A CHURCHILL DOODLE FOR YOU
Sometimes you just need a good doodle. The times they are apalling. But a good doodle, especially one from Winston Churchill, can at least make you smile.
Winston Churchill was a compulsive doodler. He famously drew animal doodles in his letters to his wife Clementine (he was “Pig,” she was “Puss.”) In the latter months of World War II, with his time as Prime Minister waning, Churchill drew his Private Secretary, John Colville, a flower.
The flower doodle turned up on a 1945 Colville memorandum to Churchill that we recently acquired at auction from Colville’s estate. The memorandum, written in ink, all in Colville’s hand, on Prime Minister-embossed notepaper, is undated but clearly was written in 1945 during what would be the last months of Winston Churchill’s wartime Premiership.
Colville writes:
“PM: I attach the precedents for peerage to Lords Chancellor. I gather from Sir A. Lascelles that Mr Attlee does attach a good deal of importance to the Jowitt Earldom though he readily gave way about poor Lord Addison.”
Colville initial-signs his memorandum: “JRC.”
His boss’s reply is scrawled in red ink at the the top: “await full list.” Additionally, Churchill has drawn a bright red flower beside Colville’s initials.

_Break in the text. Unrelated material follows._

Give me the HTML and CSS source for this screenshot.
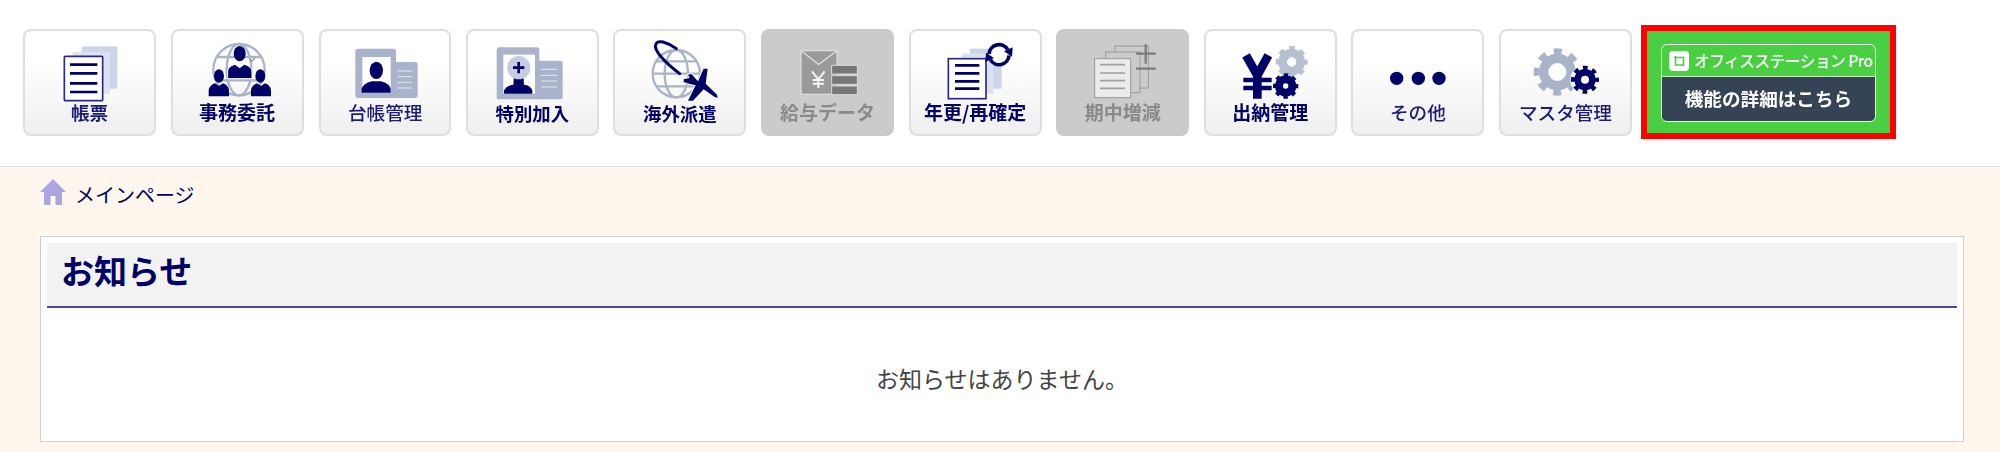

The “Sir A. Lascelles” referred to is indeed the all-knowing, power behind-the-throne courtier, “Tommy Lascelles,” made infamous in THE CROWN, who served as both King George VI and, later, young Queen Elizabeth’s Private Secretary and all-around fixer. Lascelles was a close insider friend to John Colville. Clement Atlee, as Leader of the Labour Party, was Deputy Prime Minister in Churchill’s bipartisan War Cabinet, but was about to be elected PM in July 1945, soon after this memo was written. Atlee appears to have been advocating for the elevation of two Labour leaders to peerages: William Jowitt, who served Churchill in a variety of cabinet ministerships during the war, was appointed Lord Chancellor by Attlee in his new Labour government; Christopher Addison, who became Leader of the Labour peers in 1940, ascended to Leader of the House of Lords after Labour’s victory in 1945.
Churchill’s doodled flower speaks for itself.
We wish you flowers doodled and flowers alive and blooming, in good health and safety.